Try a once a month shot or something…
Clean your room; walk for an hour a day, etc.
And then have enough love to enforce it. She doesn’t believe she’s sick, nor that there’s anything wrong with drinking alcohol and doing whatever. That’s her choice - she’s 24.
But you have choices too. And you’ve chosen to enact these rules over the next 30 days. And after 4/30, if she breaks the house rules, then she moves out. If you need to, find a nearby homeless shelter and give her a map with their hours and rules.
Be compassionate but resolute. Maybe she’ll be more compliant. Likely not. Then you have to suck it up and drop the hammer.
She has to believe “oh mom was 100% serious! Maybe mom has a point” or at least know that you’re going to ask for a reasonable trade for her living w you.
My daughter is 30 and she was court ordered to have outpatient care which means she would have to be med compliant. She of course once she was out of the hospital would stop taking the meds. So they had a warrant sent out for her and she was hospitalized. She is now and for the last 6 months has been in a group home. I’m hoping to get her to come home some time this spring/summer. The good and bad of getting the state/county involved is its like their under arrest they loose their rights, On the other hand she is not taking off at all hrs of the day/night while she isn’t in her right mind sometimes she wasn’t even sure who she was.

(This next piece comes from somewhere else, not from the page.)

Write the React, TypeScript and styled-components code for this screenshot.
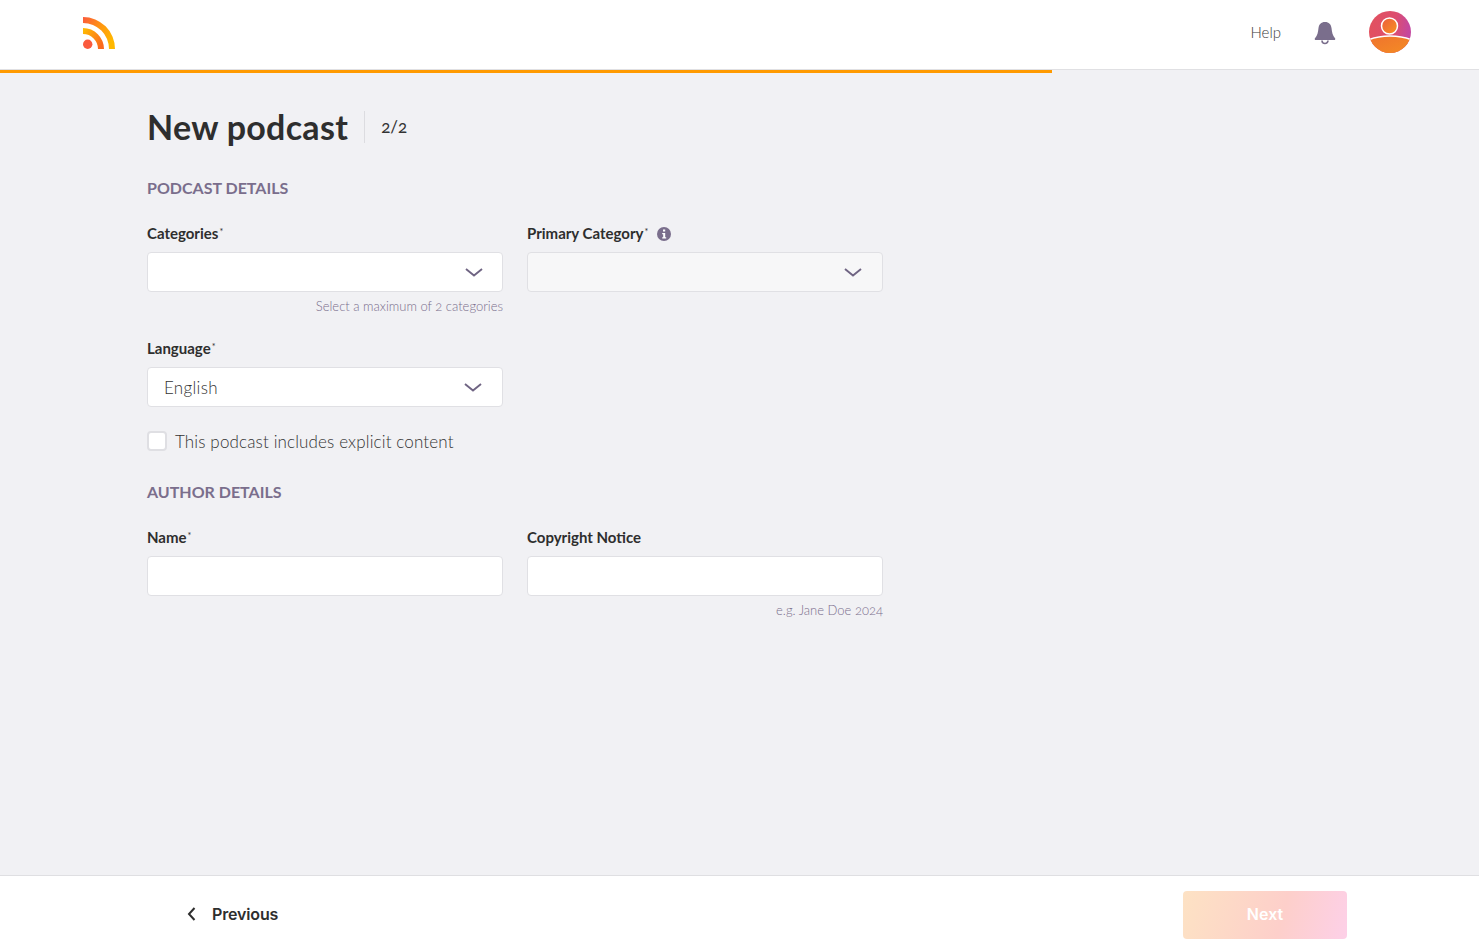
import React from "react";
import styled, { createGlobalStyle } from "styled-components";

const Global = createGlobalStyle`
  html, body { margin: 0; padding: 0; background: #f1f1f4; }
  body { font-family: "Lato", "Open Sans", sans-serif; color: #2e2e2e; font-variant-numeric: oldstyle-nums; }
  * { box-sizing: border-box; }
`;

const Page = styled.div`
  display: flex;
  flex-direction: column;
  height: 951px;
  overflow: hidden;
`;
const Header = styled.header`
  flex: none;
  height: 70px;
  background: #fff;
  border-bottom: 1px solid #e0e0e3;
  display: flex;
  align-items: center;
  padding: 0 68px 4px 83px;
`;
const Logo = styled.svg`
  width: 32px;
  height: 32px;
  display: block;
  margin-top: 1px;
`;
const HeaderRight = styled.div`
  margin-left: auto;
  display: flex;
  align-items: center;
`;
const HelpLink = styled.a`
  font-size: 15px;
  font-weight: 300;
  color: #3c3c3c;
  margin-right: 33px;
  padding-bottom: 2px;
`;
const Bell = styled.svg`
  width: 22px;
  height: 23px;
  display: block;
  margin-right: 33px;
  margin-top: 1px;
`;
const Avatar = styled.svg`
  width: 42px;
  height: 42px;
  display: block;
  margin-top: -2px;
`;
const Progress = styled.div`
  flex: none;
  height: 3px;
  width: 1052px;
  background: #ff9a00;
`;
const Main = styled.main`
  flex: 1;
  padding: 36px 0 0 147px;
`;
const TitleRow = styled.div`
  display: flex;
  align-items: center;
  height: 36px;
`;
const Title = styled.h1`
  margin: 0;
  font-size: 34px;
  line-height: 36px;
  letter-spacing: 0.3px;
  font-weight: 700;
  color: #2e2e2e;
  padding-right: 16px;
  border-right: 1px solid #dcdce0;
  height: 32px;
  display: flex;
  align-items: center;
`;
const Step = styled.span`
  margin-left: 16px;
  padding-bottom: 2px;
  font-size: 17px;
  font-weight: 400;
  color: #333;
`;
const SectionTitle = styled.h2<{ $top: number }>`
  margin: ${(p) => p.$top}px 0 0;
  font-size: 16px;
  line-height: 20px;
  font-weight: 700;
  color: #7a6e8c;
  text-transform: uppercase;
`;
const FormGrid = styled.div`
  display: grid;
  grid-template-columns: 356px 356px;
  column-gap: 24px;
  margin-top: 25px;
`;
const Field = styled.div``;
const Label = styled.label`
  display: flex;
  align-items: center;
  height: 19px;
  font-size: 15px;
  font-weight: 700;
  color: #2e2e2e;
  margin-bottom: 10px;
`;
const Star = styled.sup`
  font-size: 9px;
  font-weight: 400;
  line-height: 0;
  margin-left: 1px;
  align-self: flex-start;
  margin-top: 9px;
`;
const InfoIcon = styled.svg`
  width: 14px;
  height: 14px;
  margin-left: 9px;
  margin-top: 3px;
  display: block;
`;
const Select = styled.div<{ $disabled?: boolean; $arrowInset?: number }>`
  height: 40px;
  border: 1px solid #e0e0e4;
  border-radius: 4px;
  background: ${(p) => (p.$disabled ? "#f7f7f8" : "#fff")};
  display: flex;
  align-items: center;
  justify-content: space-between;
  padding: 0 ${(p) => p.$arrowInset ?? 19}px 0 16px;
  font-size: 17px;
  font-weight: 300;
  letter-spacing: 0.3px;
  color: #333;
`;
const Chevron = styled.svg`
  width: 18px;
  height: 9px;
  display: block;
  margin-left: auto;
`;
const TextInput = styled.input`
  display: block;
  width: 100%;
  height: 40px;
  border: 1px solid #e0e0e4;
  border-radius: 4px;
  background: #fff;
  outline: none;
  padding: 0 16px;
`;
const Hint = styled.div`
  text-align: right;
  font-size: 13px;
  line-height: 16px;
  margin-top: 6px;
  font-weight: 300;
  color: #7a6e8c;
`;
const LanguageField = styled.div`
  width: 356px;
  margin-top: 24px;
`;
const CheckRow = styled.label`
  display: flex;
  align-items: center;
  gap: 8px;
  margin-top: 24px;
  height: 20px;
  font-size: 17px;
  font-weight: 300;
  letter-spacing: 0.14px;
  color: #333;
`;
const CheckBox = styled.span`
  width: 20px;
  height: 20px;
  border: 2px solid #dfdfe3;
  border-radius: 4px;
  background: #fff;
  flex: none;
`;
const Footer = styled.footer`
  flex: none;
  height: 76px;
  background: #fff;
  border-top: 1px solid #dfdfe2;
  display: flex;
  align-items: center;
  justify-content: space-between;
  padding: 0 132px 0 187px;
`;
const BackButton = styled.button`
  border: 0;
  background: none;
  padding: 0;
  display: flex;
  align-items: center;
  gap: 16px;
  font: 600 16px "Inter", sans-serif;
  letter-spacing: -0.15px;
  color: #2e2e2e;
`;
const NextButton = styled.button`
  width: 164px;
  height: 48px;
  margin-top: 2px;
  padding: 0 0 2px;
  border: 0;
  border-radius: 4px;
  background: linear-gradient(105deg, #fde2c4 0%, #fdcfca 60%, #fdd0e8 100%);
  color: #fff;
  font: 600 16px "Inter", sans-serif;
`;

const Arrow = () => (
  <Chevron viewBox="0 0 18 9" fill="none" stroke="#6f6483" strokeWidth="1.9">
    <path d="M1 1 9 7.600 17 1" />
  </Chevron>
);

export default function App() {
  return (
    <Page>
      <Global />
      <Header>
        <Logo viewBox="0 0 32 32">
          <defs>
            <linearGradient id="outer" x1="0" y1="0" x2="1" y2="0.6">
              <stop offset="0" stopColor="#fb5a3c" />
              <stop offset="0.55" stopColor="#ff9810" />
              <stop offset="1" stopColor="#ffb800" />
            </linearGradient>
            <linearGradient id="inner" x1="0" y1="0" x2="1" y2="0.6">
              <stop offset="0" stopColor="#ffbe00" />
              <stop offset="1" stopColor="#fb6a1e" />
            </linearGradient>
          </defs>
          <path d="M0 0A32 32 0 0 1 32 32H26A26 26 0 0 0 0 6Z" fill="url(#outer)" />
          <path d="M0 11A21 21 0 0 1 21 32H15A15 15 0 0 0 0 17Z" fill="url(#inner)" />
          <circle cx="4.700" cy="27.300" r="4.700" fill="#fa5a3e" />
        </Logo>
        <HeaderRight>
          <HelpLink>Help</HelpLink>
          <Bell viewBox="0 0 22 23">
            <path
              d="M11 0C15 0 17 2.500 17.500 6 18 10.500 18.500 13.500 21 16.200 21.700 17 21.200 18 20 18H2C.8 18 .3 17 1 16.200 3.500 13.500 4 10.500 4.500 6 5 2.500 7 0 11 0Z"
              fill="#7a6e8c"
            />
            <path d="M8 18.500a3 3 0 0 0 6 0" fill="none" stroke="#7a6e8c" strokeWidth="1.600" />
          </Bell>
          <Avatar viewBox="0 0 42 42">
            <defs>
              <linearGradient id="avTop" x1="0" y1="0" x2="1" y2="0.15">
                <stop offset="0" stopColor="#e3515d" />
                <stop offset="0.65" stopColor="#dc4e6f" />
                <stop offset="1" stopColor="#c4489f" />
              </linearGradient>
              <linearGradient id="avHead" x1="0" y1="0" x2="1" y2="1">
                <stop offset="0" stopColor="#ec5c3e" />
                <stop offset="1" stopColor="#f8951f" />
              </linearGradient>
              <linearGradient id="avBody" x1="0" y1="0" x2="0.6" y2="1">
                <stop offset="0" stopColor="#ee6d30" />
                <stop offset="1" stopColor="#f8a21c" />
              </linearGradient>
              <clipPath id="avClip">
                <circle cx="21" cy="21" r="21" />
              </clipPath>
            </defs>
            <circle cx="21" cy="21" r="21" fill="url(#avTop)" />
            <g clipPath="url(#avClip)">
              <ellipse cx="21" cy="50" rx="40" ry="25" fill="url(#avBody)" stroke="#fff" strokeWidth="1.500" />
            </g>
            <circle cx="20.500" cy="15" r="8" fill="url(#avHead)" stroke="#fff" strokeWidth="1.500" />
          </Avatar>
        </HeaderRight>
      </Header>
      <Progress />
      <Main>
        <TitleRow>
          <Title>New podcast</Title>
          <Step>2/2</Step>
        </TitleRow>
        <SectionTitle $top={33}>Podcast details</SectionTitle>
        <FormGrid>
          <Field>
            <Label>
              Categories<Star>*</Star>
            </Label>
            <Select>
              <Arrow />
            </Select>
            <Hint>Select a maximum of 2 categories</Hint>
          </Field>
          <Field>
            <Label>
              Primary Category<Star>*</Star>
              <InfoIcon viewBox="0 0 14 14">
                <circle cx="7" cy="7" r="7" fill="#7a6e8c" />
                <rect x="6" y="2.500" width="2.200" height="2" fill="#fff" />
                <path d="M5.200 6h3v4.200h1v1.200H5.200v-1.200h1V7.200h-1Z" fill="#fff" />
              </InfoIcon>
            </Label>
            <Select $disabled $arrowInset={20}>
              <Arrow />
            </Select>
          </Field>
        </FormGrid>
        <LanguageField>
          <Label>
            Language<Star>*</Star>
          </Label>
          <Select $arrowInset={20}>
            English
            <Arrow />
          </Select>
        </LanguageField>
        <CheckRow>
          <CheckBox />
          This podcast includes explicit content
        </CheckRow>
        <SectionTitle $top={31}>Author details</SectionTitle>
        <FormGrid>
          <Field>
            <Label>
              Name<Star>*</Star>
            </Label>
            <TextInput />
          </Field>
          <Field>
            <Label>Copyright Notice</Label>
            <TextInput />
            <Hint>e.g. Jane Doe 2024</Hint>
          </Field>
        </FormGrid>
      </Main>
      <Footer>
        <BackButton>
          <svg width="9" height="14" viewBox="0 0 9 14" fill="none" stroke="#2e2e2e" strokeWidth="2">
            <path d="M7.500 1 2 7l5.500 6" />
          </svg>
          Previous
        </BackButton>
        <NextButton>Next</NextButton>
      </Footer>
    </Page>
  );
}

To get the courts involved it took two people to sign paperwork at the court house to say she was or could be a harm to herself. or others. When she didn’t know who she was she was under the idea that she was a daemon sometimes. Well anyway from there the courts had her evaluated. The doctors said she was SZ and that brings us to taday. Good luck, with everything. Every situation and every person is different just don’t give up.
@Sando, love the way you think, and I’m right there with you. I have already:
Taken away her wifi access
Taken away my car key
Taken away my credit card
And I told her that when she is back in therapy and on meds, that she gets them back. I’m getting ready to draw that line, for sure. My fear, though, is that she keeps threatening to move back to Scotland (a fantasy, I know). So, I haven’t been as tough as I want because of her threat. So, I’ve been slowly making her life harder and harder here. I’m about to tell her that she needs to:
No more alcohol in her room. I need to see what she is having
Go for a walk for at least an hour, every day
Then I plan on continuing to “turn the screws” a bit more. I feel like I"m on egg shells every day…but trying to find ways to wake her up. Its like she’s in a dream, you know??
Good job! Keep it up. My son threatened to move to Lisbon, Portugal. Told me I needed to get him there to join a group of other Rainbow Children that were in the loop on all of the relevant theories.
He refuses the vaccine or masks so international travel is a big NO. But he had said that he’d kill himself if I didn’t get a private boat or plane to transport him.
Amazingly (sadly?) I checked into both options. Not a reality, even with $$.
So I said, and have continued to say, “obviously we don’t want you to harm or kill yourself (or be homeless, on heroin, in Portugal, etc) But there’s only so much we can do. So you do what you have to do.
Scary thing to say. But we say it with love knowing in our hearts we’ve done EVERYTHING PLUS to help him. Fortunately we’re in a good season for now. But we’re ready to draw the line when it happens again. And we know it will.